Let me share with you a few memorable moments from this last week as I carry on naming 1000 gifts.

646. I returned from Kamloops last Monday to find the two hibiscus in my very own garden in bloom.




647. Also in bloom, the mimosa that grows just outside the library...



648. ...which I visited to pick up Bleak House (the BBC dramatization for TV) which was finally in after I requested it several weeks ago. It's so good!

649. My own warm bed under a roof (especially when we passed her on our walk one morning. Poor thing. And I wondered, all morning, What is her story? How could I help?).



650. Short hair in the summer (one of these days I'll update my profile pic!).


651. Corn on the cob.

652. Bert's Bees stuff (I've probably ingested at least a cupful of Bert's Bees lip products in my lifetime).

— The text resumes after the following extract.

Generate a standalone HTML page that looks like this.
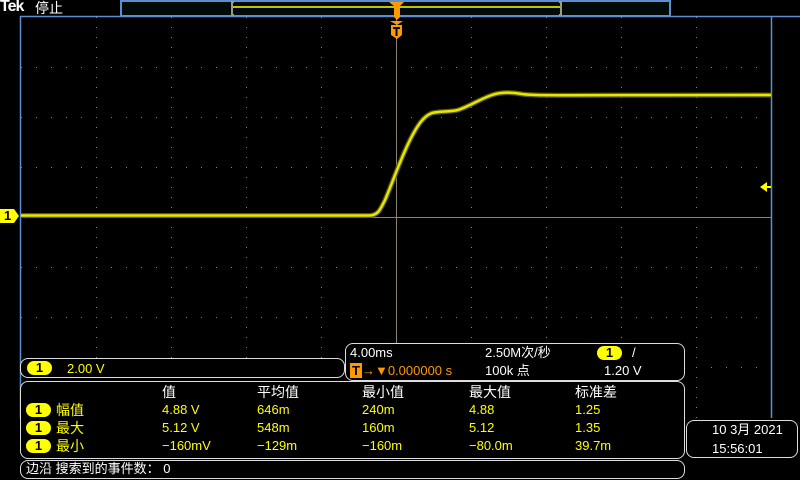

653. A Saturday lunch with family from out of town.

654. Hydrangeas. The camera doesn't do justice to the depth of their blue.



655. Yesterday's inspiring sermon about my favourite book—the Bible.

656. Sunday lunch with son, then a walk along False Creek. 




657. A gloriously strange flower seen on our walk. It looked like a thistle blooming on top of an artichoke. (Indeed, it is an artichoke in blossom.)



658. This whimsical stair ornament captured during yesterday's travels.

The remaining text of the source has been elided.